Roost's scoped container — a child container created per request — is the answer to per-request state. Bindings registered in a scoped container are invisible to other requests. The scoped container inherits all singletons from its parent, so it can still resolve the database connection or configuration, but it adds its own bindings (authenticated user, resolved organization, request-specific context) without touching the shared state.

Why Pipeline Middleware Instead of Nested Function Calls

The alternative to a pipeline is a manually nested chain: every middleware wraps the next in a closure. This works but is hard to compose at runtime — you cannot add middleware conditionally without restructuring the nesting. The pipeline model separates concerns: you declare a list of middleware, and the pipeline builds the nested chain for you. Adding, removing, or reordering middleware is a one-line change.
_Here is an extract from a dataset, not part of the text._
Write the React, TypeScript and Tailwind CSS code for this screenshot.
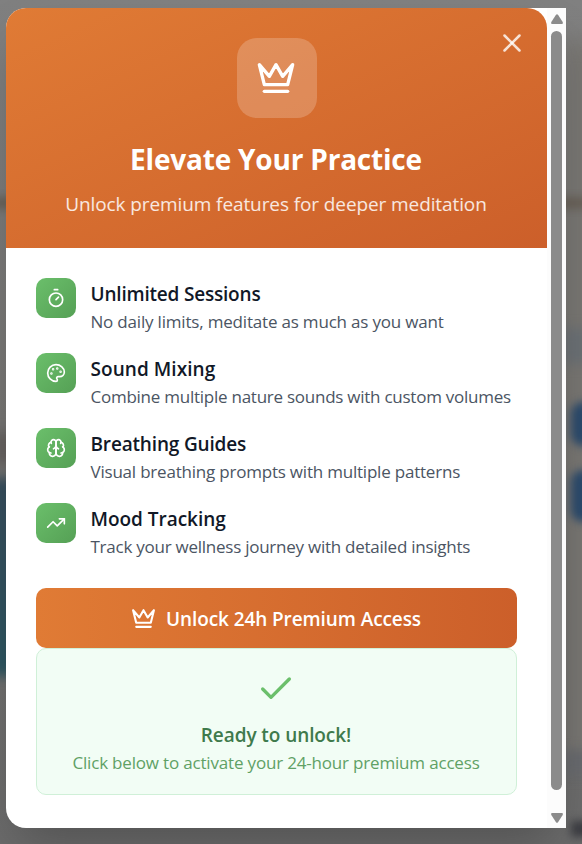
import type { ReactNode } from "react";

const stroke = {
  viewBox: "0 0 24 24",
  fill: "none",
  stroke: "currentColor",
  strokeWidth: 2,
  strokeLinecap: "round" as const,
  strokeLinejoin: "round" as const,
};

function Crown({ className }: { className: string }) {
  return (
    <svg {...stroke} className={className}>
      <path d="m2 4 3 12h14l3-12-6 7-4-7-4 7-6-7z" />
      <path d="M5 20h14" />
    </svg>
  );
}

const features: { title: string; titleClass: string; text: string; textClass: string; icon: ReactNode }[] = [
  {
    title: "Unlimited Sessions",
    titleClass: "tracking-[-0.2px]",
    text: "No daily limits, meditate as much as you want",
    textClass: "tracking-[-0.19px]",
    icon: (
      <>
        <path d="M10 2h4" />
        <path d="m12 14 3-3" />
        <circle cx="12" cy="14" r="8" />
      </>
    ),
  },
  {
    title: "Sound Mixing",
    titleClass: "tracking-[0.05px]",
    text: "Combine multiple nature sounds with custom volumes",
    textClass: "tracking-[-0.25px]",
    icon: (
      <>
        <circle cx="13.5" cy="6.5" r=".5" fill="currentColor" />
        <circle cx="17.5" cy="10.5" r=".5" fill="currentColor" />
        <circle cx="8.5" cy="7.5" r=".5" fill="currentColor" />
        <circle cx="6.5" cy="12.5" r=".5" fill="currentColor" />
        <path d="M12 2C6.5 2 2 6.5 2 12s4.5 10 10 10c.926 0 1.648-.746 1.648-1.688 0-.437-.18-.835-.437-1.125-.29-.289-.438-.652-.438-1.125a1.64 1.64 0 0 1 1.668-1.668h1.996c3.051 0 5.555-2.503 5.555-5.554C21.965 6.012 17.461 2 12 2z" />
      </>
    ),
  },
  {
    title: "Breathing Guides",
    titleClass: "tracking-[-0.17px]",
    text: "Visual breathing prompts with multiple patterns",
    textClass: "tracking-[-0.21px]",
    icon: (
      <>
        <path d="M12 5a3 3 0 1 0-5.997.125 4 4 0 0 0-2.526 5.77 4 4 0 0 0 .556 6.588A4 4 0 1 0 12 18Z" />
        <path d="M12 5a3 3 0 1 1 5.997.125 4 4 0 0 1 2.526 5.77 4 4 0 0 1-.556 6.588A4 4 0 1 1 12 18Z" />
        <path d="M15 13a4.5 4.5 0 0 1-3-4 4.5 4.5 0 0 1-3 4" />
        <path d="M17.599 6.5a3 3 0 0 0 .399-1.375" />
        <path d="M6.003 5.125A3 3 0 0 0 6.401 6.5" />
        <path d="M3.477 10.896a4 4 0 0 1 .585-.396" />
        <path d="M19.938 10.5a4 4 0 0 1 .585.396" />
        <path d="M6 18a4 4 0 0 1-1.967-.516" />
        <path d="M19.967 17.484A4 4 0 0 1 18 18" />
      </>
    ),
  },
  {
    title: "Mood Tracking",
    titleClass: "tracking-[-0.03px]",
    text: "Track your wellness journey with detailed insights",
    textClass: "tracking-[-0.25px]",
    icon: (
      <>
        <path d="m22 7-8.500 8.500-5-5L2 17" />
        <path d="M16 7h6v6" />
      </>
    ),
  },
];

function Backdrop() {
  return (
    <div className="absolute inset-0 overflow-hidden bg-linear-to-b from-[#808080] via-[#767573] to-[#6b6b6b]">
      <div className="absolute left-[562px] top-[40px] h-[720px] w-10 bg-[#787672] blur-[10px]" />
      <div className="absolute -left-4 top-[197px] h-3 w-[620px] bg-[#686158] blur-[4px]" />
      <div className="absolute left-[562px] top-[328px] h-[36px] w-10 bg-[#6b7074] blur-[6px]" />
      <div className="absolute left-[562px] top-[750px] h-[26px] w-10 bg-[#686a6e] blur-[6px]" />
      <div className="absolute -left-20 top-[432px] h-8 w-[120px] bg-[#666260] blur-[6px]" />
      <div className="absolute -left-20 top-[478px] h-[198px] w-[120px] bg-linear-to-b from-[#374d5c] to-[#2d5560] blur-[6px]" />
      <div className="absolute left-[571px] top-[402px] h-[44px] w-20 rounded-xl bg-[#2b4a6c] blur-[4px]" />
      <div className="absolute left-[571px] top-[470px] h-[52px] w-20 rounded-xl bg-[#2b4a6c] blur-[4px]" />
      <div className="absolute left-[571px] top-[821px] h-4 w-20 bg-[#3c3d42] blur-[4px]" />
    </div>
  );
}

export default function App() {
  return (
    <div className="relative h-[844px] w-[582px] overflow-hidden font-['Open_Sans','Noto_Sans',sans-serif]">
      <Backdrop />
      <div className="relative pl-[6px] pt-2">
        <div className="flex h-[820px] w-[560px] overflow-hidden rounded-l-[20px] bg-white shadow-[0_25px_50px_-12px_rgba(0,0,0,0.25)]">
          <div className="w-[541px]">
            <header className="relative flex h-60 flex-col items-center rounded-tr-[20px] bg-linear-to-br from-[#e07b35] to-[#cc5f2a] pr-px pt-[30px] text-white">
              <button aria-label="Close" className="absolute right-5 top-5 text-white/80">
                <svg {...stroke} className="size-[30px]">
                  <path d="M18 6 6 18" />
                  <path d="m6 6 12 12" />
                </svg>
              </button>
              <div className="ml-px flex size-20 items-center justify-center rounded-[20px] bg-white/20 pr-px">
                <Crown className="size-10" />
              </div>
              <h1 className="mt-[21px] whitespace-nowrap text-[28px] font-bold leading-10 tracking-[-0.2px]">Elevate Your Practice</h1>
              <p className="mt-[10px] whitespace-nowrap text-[19px] leading-[30px] text-white/85 tracking-[-0.1px]">
                Unlock premium features for deeper meditation
              </p>
            </header>

            <main className="p-[30px]">
              <ul className="flex flex-col gap-5">
                {features.map((f) => (
                  <li key={f.title} className="flex h-[55px] gap-[14.5px]">
                    <div className="flex size-10 shrink-0 items-center justify-center rounded-[10px] bg-linear-to-br from-[#6bbf6b] to-[#55a055] text-white">
                      <svg {...stroke} className="size-5">{f.icon}</svg>
                    </div>
                    <div className="whitespace-nowrap pt-px">
                      <h3 className={`text-[19px] font-semibold leading-[30px] text-[#111827] ${f.titleClass}`}>{f.title}</h3>
                      <p className={`text-[17px] leading-[25px] text-[#4b5563] ${f.textClass}`}>{f.text}</p>
                    </div>
                  </li>
                ))}
              </ul>

              <button className="mt-[30px] flex h-[60px] w-full items-center justify-center gap-[10px] rounded-[10px] bg-linear-to-r from-[#e07b35] to-[#cc5f2a] pr-px text-white">
                <Crown className="size-[25px]" />
                <span className="whitespace-nowrap pt-0.5 text-[19px] font-semibold tracking-[-0.09px]">Unlock 24h Premium Access</span>
              </button>

              <section className="flex h-[147px] flex-col items-center rounded-[10px] border border-[#d0f0d8] bg-[#f2fdf5] pr-px pt-5">
                <svg {...stroke} className="size-10 text-[#6bbf6b]">
                  <path d="M20 6 9 17l-5-5" />
                </svg>
                <p className="mt-[11px] whitespace-nowrap text-[19px] font-semibold leading-[30px] tracking-[-0.08px] text-[#3f7a4c]">Ready to unlock!</p>
                <p className="whitespace-nowrap text-[17px] leading-[25px] tracking-[-0.18px] text-[#5fa165]">
                  Click below to activate your 24-hour premium access
                </p>
              </section>
            </main>
          </div>

          <div className="flex w-[19px] flex-col items-center bg-[#fcfcfc] pt-[6px]">
            <svg viewBox="0 0 12 10" className="h-[10px] w-3 fill-[#8b8b8b]">
              <path d="M5 .8Q6-.4 7 .8l4.700 7.200Q12.300 10 11 10H1Q-.3 10 .3 8z" />
            </svg>
            <div className="mt-[7px] h-[759px] w-[11px] rounded-full bg-[#8b8b8b]" />
            <svg viewBox="0 0 12 10" className="mt-[23px] h-[10px] w-3 fill-[#8b8b8b]">
              <path d="M5 9.200Q6 10.400 7 9.200L11.700 2Q12.300 0 11 0H1Q-.3 0 .3 2z" />
            </svg>
          </div>
        </div>
      </div>
    </div>
  );
}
Roost's Pipeline class also integrates with the container. Middleware classes can be passed as constructor functions, and the pipeline resolves them from the scoped container. This means middleware can have injected dependencies like any other service — the pipeline instantiates them from the container rather than requiring manual construction.

Structured Logging and Request Tracing

Cloudflare Workers emit logs to a runtime-managed stream. There is no file system, no process-level logger, and no log aggregator available at the language level. The only output mechanism is console.log, which Workers forwards to the Cloudflare dashboard and any configured log drain. Roost's Logger class leans into this: it serializes every entry as a single-line JSON object and writes it with console.log.

Structured JSON logging matters because Workers often run thousands of requests concurrently. Plain text messages are impossible to correlate across requests. By embedding a requestId in every log entry, an operator can filter a log drain by requestId and see the complete trace for a single request — across middleware, handlers, and any background work — without any additional instrumentation.

RequestIdMiddleware is the source of truth for the request ID. It reads cf-ray from the incoming request headers when present (Cloudflare sets this on every request that passes through the edge network) or generates a UUID for direct-to-Worker traffic. The middleware binds a pre-configured Logger into the request-scoped container so that every downstream component resolves the same logger with the same requestId, without any manual threading of context.

The FakeLogger exists because console.log is a side effect. Tests that assert on logging must replace the logger with something that captures output rather than emitting it. Logger.fake() returns a FakeLogger with the same interface as Logger but stores entries in entries for inspection. assertLogged and assertNotLogged provide concise assertion methods that produce readable failure messages.

The Request Lifecycle

A request to a Roost application passes through four stages:

Scope creation. Application.handle() calls container.scoped() to create a child container for this request. The scoped container inherits all application-level singletons but maintains its own bindings for request-specific data.
Middleware pipeline. The scoped container is attached to the request object. Each middleware in registration order receives the request, optionally modifies it or the container, then calls next to continue. Middleware can short-circuit by returning a response without calling next.
Dispatch. After all middleware, the dispatcher receives the final request and returns a response. This is where routing and handler logic lives.
Background work. Promises registered with app.defer() run after the response is returned to the client, inside the Worker's waitUntil() budget. The runtime keeps the isolate alive until all deferred promises settle.

defer() decouples latency-sensitive work from fire-and-forget side effects. Writing analytics, sending audit events, or warming a downstream cache are all candidates for defer(). The client receives its response immediately; the background work completes asynchronously without adding to response time.

Webhook Security

Webhooks are unauthenticated HTTP callbacks by default. Any party that knows your endpoint URL can POST to it. Signature verification is the standard mitigation: the provider signs each payload with a shared secret, and the receiver verifies the signature before processing the event.

Roost's verifyWebhook handles the cryptographic details — HMAC-SHA256, HMAC-SHA512, and Ed25519 — and also validates the timestamp when the provider includes one. Timestamp validation prevents replay attacks: a captured webhook payload cannot be replayed after the tolerance window (default 300 seconds) has elapsed.

The WebhookPresets map provider-specific header names and payload formats onto the generic WebhookVerifyOptions interface. Stripe embeds the timestamp inside the signature header itself; GitHub uses a simple sha256= prefix; Svix uses separate headers and Ed25519. The presets encapsulate this variation so application code stays uniform across providers.

WebhookMiddleware wraps verifyWebhook as a Middleware-compatible class. It catches WebhookVerificationError and returns a 401 response with a JSON error body, so routes that use it do not need to handle verification failures explicitly.